L’antisionismo è la terza grande riedizione dell’antisemitismo, che fu dapprincipio religioso e poi, una volta laicizzatosi, razziale. Tale sentimento e ideologia è forse una riedizione del veleno subdolo di Marcione, che fu dapprima teologico, poi etico, infine forse politico, proiettante comunque sugli ebrei -che vogliono essere tali e che lo vogliono per la propria discendenza- le medesime ombre di disprezzo e di morte. Stia oggi ben attenta la Chiesa ad evitare il “richia- c mo della foresta”, avvelenato e devastante, di Marcione, considerando che essa medesima nel distaccarsi dalla propria matrice perderebbe ineluttabilmente ogni significanza e giustificazione a esistere. Spetta stavolta, in questo rapido e decisivo snodo della storia occidentale, a tutti noi, cristiani ed ebrei, cogliere l’opportunità per fare della Bibbia il futuro, diverso eppur sinergico, delle nostre due Comunità di fede, ridando linfa alla civiltà occidentale.
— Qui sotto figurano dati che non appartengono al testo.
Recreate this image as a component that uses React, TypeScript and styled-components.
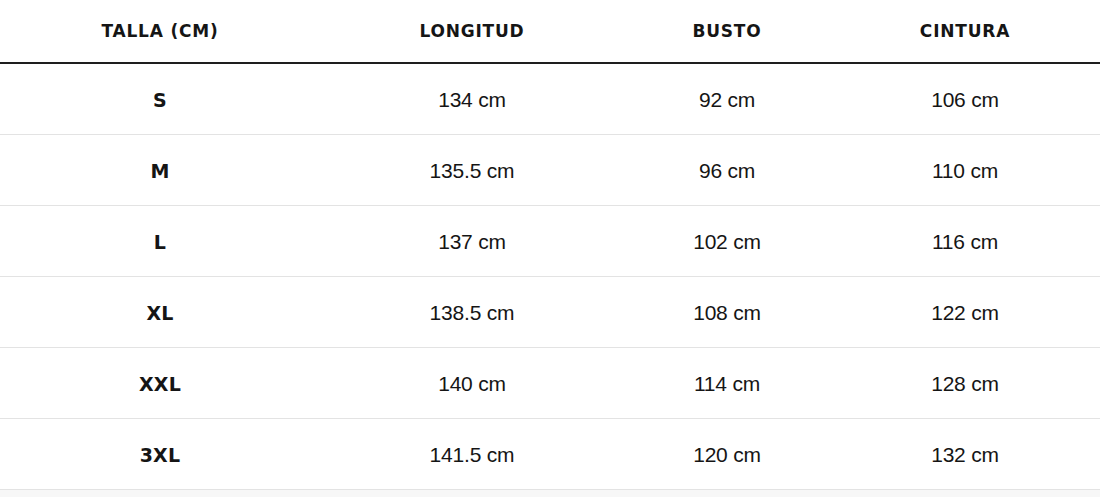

E spetta con urgenza, ancora a noi, restituire alla Bibbia la sua voce reale, escatologica e divina, che non può essere in alcun modo ridotta a manuale laico per assistenzialismi, buonismi e pacifismi di sorta. Quest’ultima dilagante, perversa attitudine coincide con l’offesa della moralità e dell’intelligenza dei non credenti e con lo svilimento del ruolo e dell’identità del credente, che è anch’egli per nulla esente da colpe o meschinità. La riduzione della Bibbia a etica mondana o a utopia è una forma né coraggiosa né onesta di ateismo. È la Bibbia che, pur spesso in versione laicizzata, ha fatto innamorare l’Occidente delle libertà individuali -un bene assolutamente non negoziabile!- a fronte delle libertà collettive degli antichi. È la Bibbia che ha reso, attraverso l’economia straordinaria dell’Alleanza, l’uomo libero anche rispetto al suo Dio e non assoggettatoGli, ancorché in partnership con il suo Creatore. È ancora la Bibbia che ha insegnato a declinare la libertà non in arbitrio ma in responsabilità, accettando liberamente il giogo divino. Tacere tutto questo per compiacere il mainstream ci rende non autentici, deboli e forse anche stupidi! Se perderemo questo tempo difficilissimo e unico, oziando, chiudendo gli occhi o dissimulando, andremo in perdizione e con noi andrà in perdizione il lascito sofferto dei nostri padri e il futuro dei nostri nipoti, cosa quest’ultima ancor più intollerabile. Forse sarà solo il vero dialogo ebraico-cristiano a poter salvare, se la Chiesa e gli ebrei ci crederanno e oseranno, il futuro dell’Europa e del mondo libero.